Demi Moore es el alma de La sustancia. Su interpretación, profundamente emocional, transmite con autenticidad la vulnerabilidad, la desesperación y la rabia de una mujer madura que lucha por sobrevivir en un sistema que la ha desechado. Su confrontación con su reflejo en el espejo es uno de los mejores momentos de la película. Moore se posiciona como una digna heredera de las grandes estrellas del hagsploitation, como Bette Davis y Joan Crawford, quienes en los años sesenta y setenta protagonizaron historias sobre mujeres que sucumbían a la locura ante la pérdida de su juventud y belleza. Por su parte, Margaret Qualley aunque no alcanza el nivel de la veterana actriz, también logra brillar como la joven antagonista. Su interpretación añade una inquietante profundidad al relato, marcada por una vacuidad perturbadora que resulta escalofriante. Además, la química entre ambas actrices potencia la tensión dramática de la historia e introduce un mensaje de enfrentamiento generacional muy interesante, convirtiendo sus actuaciones en uno de los pilares más sólidos de la película.
En resumen, La Sustancia es una película que no deja indiferente. Con una audaz combinación de horror corporal, sátira social y tragedia psicológica, Coralie Fargeat desafía las convenciones del género. A pesar de no ser perfecta, su ambición, su estilo visual y las sobresalientes actuaciones logran convertirla en una experiencia cinematográfica inolvidable. Sin embargo, su tono exagerado y surrealista, junto con un metraje que se siente excesivo en su parte central, terminan por restarle impacto.

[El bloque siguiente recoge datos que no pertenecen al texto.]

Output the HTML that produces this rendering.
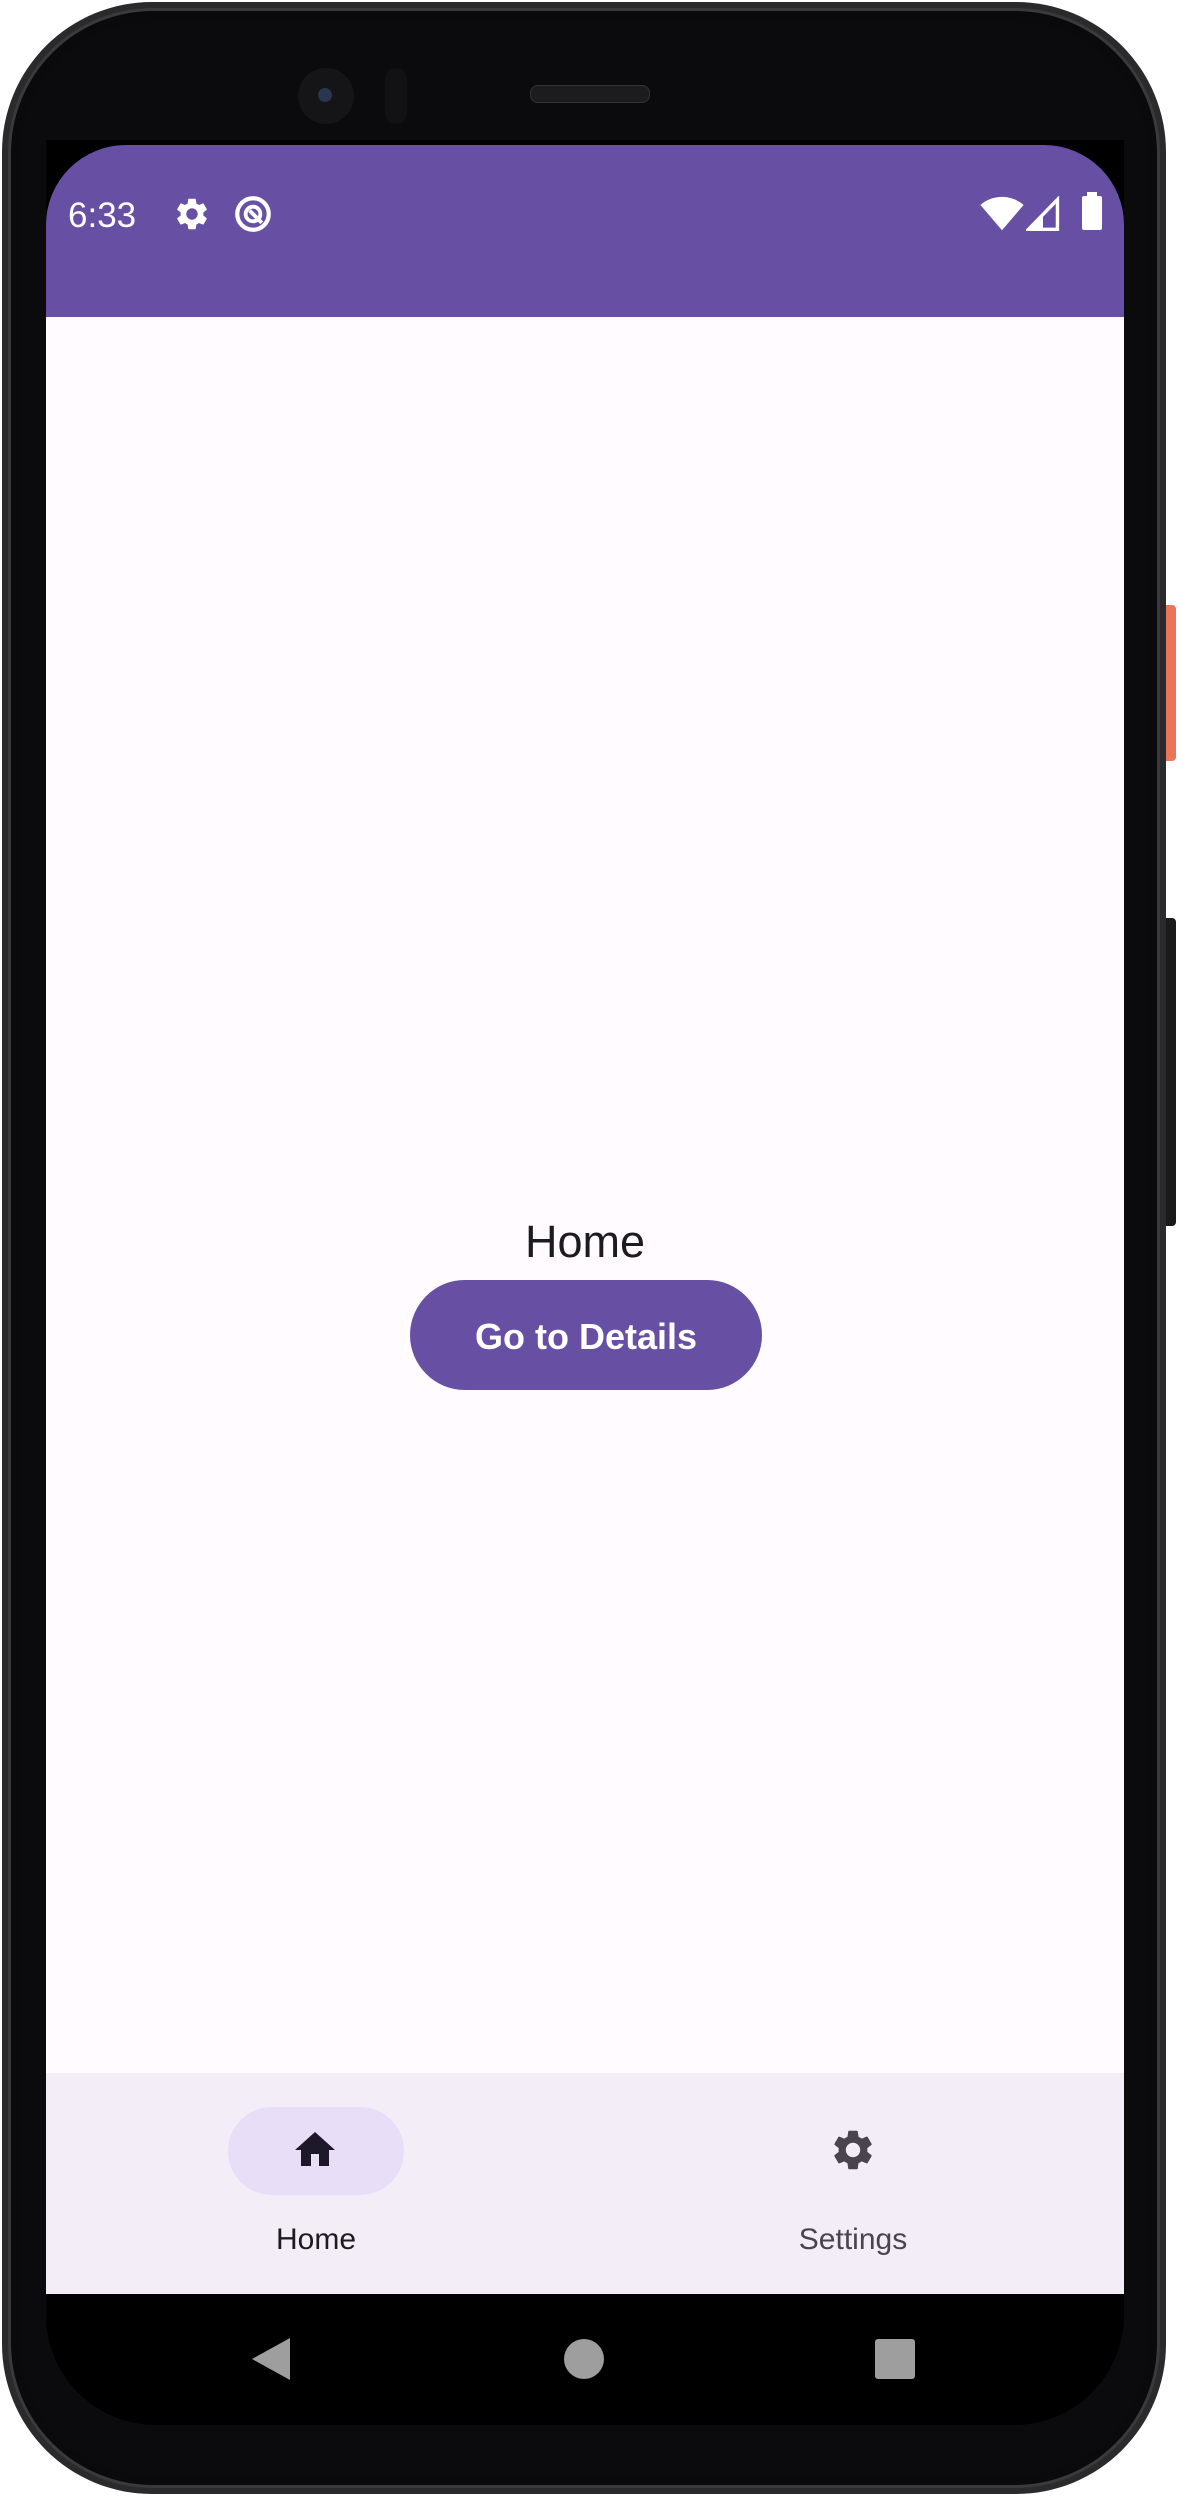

En última instancia, La Sustancia alcanza su punto culminante con un desenlace demencial que evoca clásicos del horror corporal de culto, como Society (1989) de Brian Yuzna, o incluso Carrie (1976) de Brian de Palma. Fargeat transforma el clímax en un catártico y sangriento espectáculo que enfrenta a los espectadores con sus propios prejuicios, presentándolos tan monstruosos como la propia criatura ElisaSue, hasta que les obliga a apartar la mirada de la pantalla porque el tono ultragore se vuelve terriblemente desagradable. Si tienes el estómago sensible, estás avisado.